--- Begin ---
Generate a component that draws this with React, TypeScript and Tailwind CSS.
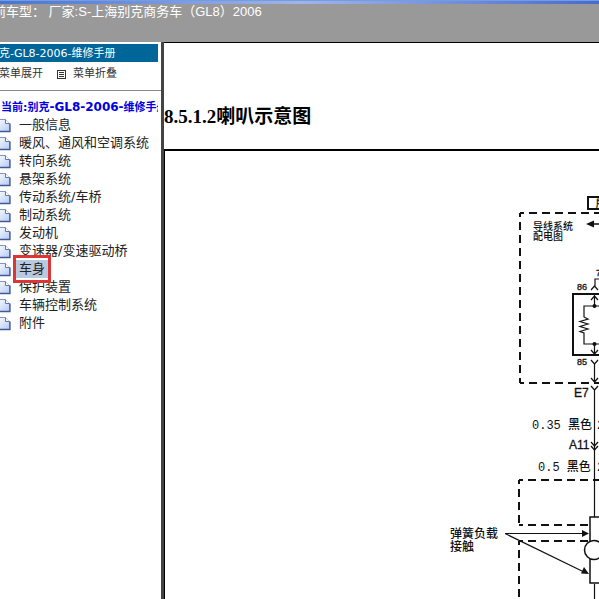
const systems = [
  '一般信息',
  '暖风、通风和空调系统',
  '转向系统',
  '悬架系统',
  '传动系统/车桥',
  '制动系统',
  '发动机',
  '变速器/变速驱动桥',
  '车身',
  '保护装置',
  '车辆控制系统',
  '附件',
];

function PageIcon() {
  return (
    <svg className="h-4 w-3 shrink-0" viewBox="0 0 12 16">
      <defs>
        <linearGradient id="page" x1="0" y1="0" x2="1" y2="1">
          <stop offset="0" stopColor="#ffffff" />
          <stop offset="1" stopColor="#b4caf4" />
        </linearGradient>
      </defs>
      <path d="M-4 2.5H5.5L9.5 6.5V14.5H-4Z" fill="url(#page)" stroke="#8296c4" />
      <path d="M5.5 2.5V6.5H9.5" fill="#fff" stroke="#6379ab" />
      <path d="M-4 14.5H10V6.5" fill="none" stroke="#435a96" strokeWidth="1.3" />
    </svg>
  );
}

function ListIcon() {
  return (
    <svg className="h-[9px] w-[9px]" viewBox="0 0 9 9" fill="none" stroke="#333" shapeRendering="crispEdges">
      <path d="M.5 .5H8.5V8.5H.5ZM2 2.5H7M2 4.5H7M2 6.5H7" />
    </svg>
  );
}

function WiringDiagram() {
  return (
    <svg
      className="block h-[448px] w-[434px] shrink-0"
      viewBox="165 151 434 448"
      fill="none"
      stroke="#111"
      fontFamily='"Liberation Sans", "Noto Sans CJK SC", sans-serif'
    >
      <g strokeWidth="2" strokeDasharray="8 5">
        <path d="M520 213V383" strokeDashoffset="4" />
        <path d="M520 213H599" strokeDashoffset="4" />
        <path d="M520 383H599" strokeDashoffset="4" />
        <path d="M519 480V525" strokeDashoffset="4" />
        <path d="M519 480H599" strokeDashoffset="4" />
        <path d="M519 525H589" strokeDashoffset="4" />
        <path d="M519 541H589" strokeDashoffset="4" />
        <path d="M519 541V599" strokeDashoffset="4" />
      </g>
      <path d="M600 197H588V209H600" strokeWidth="2" />
      <path d="M600 294H573V355H600" strokeWidth="2" />
      <path d="M592 224H599" strokeWidth="1.5" />
      <path d="M586 224L594 220.5V227.5Z" fill="#111" stroke="none" />

      <g strokeWidth="1.2">
        <path d="M599 279H595V286M591 290L594.5 286L598 290" />
        <path d="M594.5 295V306M591 300L594.5 296L598 300" />
        <path d="M599 306H584V317L588 319L580 321.5L588 324L580 326.5L588 329L580 331.5L584 333V344H599" />
        <path d="M594.5 344V353M591 350L594.5 354L598 350" />
        <path d="M591 360L594.5 364L598 360M594.5 364V382M591 378L594.5 382L598 378" />
        <path d="M591 386L594.5 390L598 386M594.5 390V517" />
        <path d="M591 442L594.5 446L598 442M591 446L594.5 450L598 446" />
        <path d="M505 533.5H584M505 533.5L584 572" />
        <path d="M594.5 584V599" />
      </g>
      <circle cx="594.5" cy="306" r="2" fill="#111" stroke="none" />
      <circle cx="594.5" cy="344" r="2" fill="#111" stroke="none" />
      <path d="M589 533.5L582 530V537ZM589 574L581 573.5L584 567Z" fill="#111" stroke="none" />
      <path d="M600 517H590V583H600" fill="#fff" strokeWidth="1.5" />
      <circle cx="594" cy="550" r="9.5" fill="#fff" strokeWidth="1.5" />

      <g fill="#111" stroke="none" fontSize="10" fontWeight="500">
        <text x="533" y="230">导线系统</text>
        <text x="533" y="240">配电图</text>
      </g>
      <g fill="#111" stroke="#111" strokeWidth=".3">
        <text x="577" y="290" fontSize="9">86</text>
        <text x="577" y="365" fontSize="9">85</text>
        <text x="596" y="276" fontSize="9">7</text>
        <text x="596" y="207" fontSize="10">所</text>
        <text x="574" y="397" fontSize="12">E7</text>
        <text x="569" y="449" fontSize="12">A11</text>
      </g>
      <g
        fill="#111"
        stroke="none"
        fontSize="12"
        fontWeight="500"
        fontFamily='"Liberation Mono", "Noto Sans CJK SC", monospace'
      >
        <text x="532" y="429">0.35 黑色</text>
        <text x="538" y="471">0.5 黑色</text>
        <text x="597" y="429">2</text>
        <text x="597" y="471">2</text>
      </g>
      <g fill="#111" stroke="none" fontSize="12" fontWeight="500">
        <text x="450" y="538">弹簧负载</text>
        <text x="450" y="551">接触</text>
      </g>
    </svg>
  );
}

export default function App() {
  return (
    <div className="flex h-screen flex-col overflow-hidden bg-white font-['Liberation_Sans','Noto_Sans_CJK_SC',sans-serif]">
      <header className="h-[42px] shrink-0 bg-[#999]">
        <div className="h-1 border-t border-[#6f9fe0] bg-gradient-to-r from-[#4a72d0] via-[#a3b4e6] via-50% to-[#4a6acb]" />
        <p className="-ml-5 whitespace-pre text-[13px] leading-4 text-white">
          当前车型： 厂家:S-上海别克商务车（GL8）2006
        </p>
      </header>

      <div className="flex min-h-0 flex-1">
        <nav className="w-[161px] shrink-0 overflow-hidden pt-0.5 font-['DejaVu_Sans','Noto_Sans_CJK_SC',sans-serif] text-[11px]">
          <h2 className="mr-[3px] h-[18px] overflow-hidden whitespace-nowrap bg-[#006699] leading-5 text-white">
            <span className="-ml-3">别克-GL8-2006-维修手册</span>
          </h2>
          <div className="-ml-px flex h-[29px] items-center gap-3.5 border-b border-[#888] pb-1 text-[#333]">
            <button type="button">菜单展开</button>
            <button type="button" className="flex items-center gap-[7px]">
              <ListIcon />
              菜单折叠
            </button>
          </div>
          <a
            href="#current"
            className="mr-[3px] block h-[25px] overflow-hidden whitespace-nowrap pt-[7px] pl-px leading-[18px] font-bold text-[#0000e0]"
          >
            当前:别克<span className="text-xs leading-[18px]">-GL8-2006-</span>维修手册
          </a>
          <ul className="text-[13px] leading-[18px] text-[#222]">
            {systems.map((name) => (
              <li key={name} className="flex h-[18px] items-center gap-1 whitespace-nowrap">
                <PageIcon />
                {name === '车身' ? (
                  <a href="#body" className="relative bg-[#b9c9df] px-[3px]">
                    {name}
                    <span className="absolute -inset-x-[3px] -inset-y-[5px] border-3 border-[#dc3535]" />
                  </a>
                ) : (
                  <a href="#system" className="px-[3px]">{name}</a>
                )}
              </li>
            ))}
          </ul>
        </nav>

        <main className="flex min-w-0 flex-1 flex-col overflow-hidden border-l-3 border-[#444]">
          <div className="h-[107px] shrink-0 border-t border-black pt-[60px]">
            <h1 className="whitespace-nowrap font-['Liberation_Serif','Noto_Sans_CJK_SC',serif] text-[19px] leading-7 font-bold text-black">
              8.5.1.2喇叭示意图
            </h1>
          </div>
          <div className="min-h-0 flex-1 overflow-hidden border-t-2 border-l border-black">
            <WiringDiagram />
          </div>
        </main>
      </div>
    </div>
  );
}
--- End ---
Repeat the data exactly, dropping every picture it holds.

Generate a component that draws this with React, TypeScript and Tailwind CSS.
const systems = [
  '一般信息',
  '暖风、通风和空调系统',
  '转向系统',
  '悬架系统',
  '传动系统/车桥',
  '制动系统',
  '发动机',
  '变速器/变速驱动桥',
  '车身',
  '保护装置',
  '车辆控制系统',
  '附件',
];

function PageIcon() {
  return (
    <svg className="h-4 w-3 shrink-0" viewBox="0 0 12 16">
      <defs>
        <linearGradient id="page" x1="0" y1="0" x2="1" y2="1">
          <stop offset="0" stopColor="#ffffff" />
          <stop offset="1" stopColor="#b4caf4" />
        </linearGradient>
      </defs>
      <path d="M-4 2.5H5.5L9.5 6.5V14.5H-4Z" fill="url(#page)" stroke="#8296c4" />
      <path d="M5.5 2.5V6.5H9.5" fill="#fff" stroke="#6379ab" />
      <path d="M-4 14.5H10V6.5" fill="none" stroke="#435a96" strokeWidth="1.3" />
    </svg>
  );
}

function ListIcon() {
  return (
    <svg className="h-[9px] w-[9px]" viewBox="0 0 9 9" fill="none" stroke="#333" shapeRendering="crispEdges">
      <path d="M.5 .5H8.5V8.5H.5ZM2 2.5H7M2 4.5H7M2 6.5H7" />
    </svg>
  );
}

function WiringDiagram() {
  return (
    <svg
      className="block h-[448px] w-[434px] shrink-0"
      viewBox="165 151 434 448"
      fill="none"
      stroke="#111"
      fontFamily='"Liberation Sans", "Noto Sans CJK SC", sans-serif'
    >
      <g strokeWidth="2" strokeDasharray="8 5">
        <path d="M520 213V383" strokeDashoffset="4" />
        <path d="M520 213H599" strokeDashoffset="4" />
        <path d="M520 383H599" strokeDashoffset="4" />
        <path d="M519 480V525" strokeDashoffset="4" />
        <path d="M519 480H599" strokeDashoffset="4" />
        <path d="M519 525H589" strokeDashoffset="4" />
        <path d="M519 541H589" strokeDashoffset="4" />
        <path d="M519 541V599" strokeDashoffset="4" />
      </g>
      <path d="M600 197H588V209H600" strokeWidth="2" />
      <path d="M600 294H573V355H600" strokeWidth="2" />
      <path d="M592 224H599" strokeWidth="1.5" />
      <path d="M586 224L594 220.5V227.5Z" fill="#111" stroke="none" />

      <g strokeWidth="1.2">
        <path d="M599 279H595V286M591 290L594.5 286L598 290" />
        <path d="M594.5 295V306M591 300L594.5 296L598 300" />
        <path d="M599 306H584V317L588 319L580 321.5L588 324L580 326.5L588 329L580 331.5L584 333V344H599" />
        <path d="M594.5 344V353M591 350L594.5 354L598 350" />
        <path d="M591 360L594.5 364L598 360M594.5 364V382M591 378L594.5 382L598 378" />
        <path d="M591 386L594.5 390L598 386M594.5 390V517" />
        <path d="M591 442L594.5 446L598 442M591 446L594.5 450L598 446" />
        <path d="M505 533.5H584M505 533.5L584 572" />
        <path d="M594.5 584V599" />
      </g>
      <circle cx="594.5" cy="306" r="2" fill="#111" stroke="none" />
      <circle cx="594.5" cy="344" r="2" fill="#111" stroke="none" />
      <path d="M589 533.5L582 530V537ZM589 574L581 573.5L584 567Z" fill="#111" stroke="none" />
      <path d="M600 517H590V583H600" fill="#fff" strokeWidth="1.5" />
      <circle cx="594" cy="550" r="9.5" fill="#fff" strokeWidth="1.5" />

      <g fill="#111" stroke="none" fontSize="10" fontWeight="500">
        <text x="533" y="230">导线系统</text>
        <text x="533" y="240">配电图</text>
      </g>
      <g fill="#111" stroke="#111" strokeWidth=".3">
        <text x="577" y="290" fontSize="9">86</text>
        <text x="577" y="365" fontSize="9">85</text>
        <text x="596" y="276" fontSize="9">7</text>
        <text x="596" y="207" fontSize="10">所</text>
        <text x="574" y="397" fontSize="12">E7</text>
        <text x="569" y="449" fontSize="12">A11</text>
      </g>
      <g
        fill="#111"
        stroke="none"
        fontSize="12"
        fontWeight="500"
        fontFamily='"Liberation Mono", "Noto Sans CJK SC", monospace'
      >
        <text x="532" y="429">0.35 黑色</text>
        <text x="538" y="471">0.5 黑色</text>
        <text x="597" y="429">2</text>
        <text x="597" y="471">2</text>
      </g>
      <g fill="#111" stroke="none" fontSize="12" fontWeight="500">
        <text x="450" y="538">弹簧负载</text>
        <text x="450" y="551">接触</text>
      </g>
    </svg>
  );
}

export default function App() {
  return (
    <div className="flex h-screen flex-col overflow-hidden bg-white font-['Liberation_Sans','Noto_Sans_CJK_SC',sans-serif]">
      <header className="h-[42px] shrink-0 bg-[#999]">
        <div className="h-1 border-t border-[#6f9fe0] bg-gradient-to-r from-[#4a72d0] via-[#a3b4e6] via-50% to-[#4a6acb]" />
        <p className="-ml-5 whitespace-pre text-[13px] leading-4 text-white">
          当前车型： 厂家:S-上海别克商务车（GL8）2006
        </p>
      </header>

      <div className="flex min-h-0 flex-1">
        <nav className="w-[161px] shrink-0 overflow-hidden pt-0.5 font-['DejaVu_Sans','Noto_Sans_CJK_SC',sans-serif] text-[11px]">
          <h2 className="mr-[3px] h-[18px] overflow-hidden whitespace-nowrap bg-[#006699] leading-5 text-white">
            <span className="-ml-3">别克-GL8-2006-维修手册</span>
          </h2>
          <div className="-ml-px flex h-[29px] items-center gap-3.5 border-b border-[#888] pb-1 text-[#333]">
            <button type="button">菜单展开</button>
            <button type="button" className="flex items-center gap-[7px]">
              <ListIcon />
              菜单折叠
            </button>
          </div>
          <a
            href="#current"
            className="mr-[3px] block h-[25px] overflow-hidden whitespace-nowrap pt-[7px] pl-px leading-[18px] font-bold text-[#0000e0]"
          >
            当前:别克<span className="text-xs leading-[18px]">-GL8-2006-</span>维修手册
          </a>
          <ul className="text-[13px] leading-[18px] text-[#222]">
            {systems.map((name) => (
              <li key={name} className="flex h-[18px] items-center gap-1 whitespace-nowrap">
                <PageIcon />
                {name === '车身' ? (
                  <a href="#body" className="relative bg-[#b9c9df] px-[3px]">
                    {name}
                    <span className="absolute -inset-x-[3px] -inset-y-[5px] border-3 border-[#dc3535]" />
                  </a>
                ) : (
                  <a href="#system" className="px-[3px]">{name}</a>
                )}
              </li>
            ))}
          </ul>
        </nav>

        <main className="flex min-w-0 flex-1 flex-col overflow-hidden border-l-3 border-[#444]">
          <div className="h-[107px] shrink-0 border-t border-black pt-[60px]">
            <h1 className="whitespace-nowrap font-['Liberation_Serif','Noto_Sans_CJK_SC',serif] text-[19px] leading-7 font-bold text-black">
              8.5.1.2喇叭示意图
            </h1>
          </div>
          <div className="min-h-0 flex-1 overflow-hidden border-t-2 border-l border-black">
            <WiringDiagram />
          </div>
        </main>
      </div>
    </div>
  );
}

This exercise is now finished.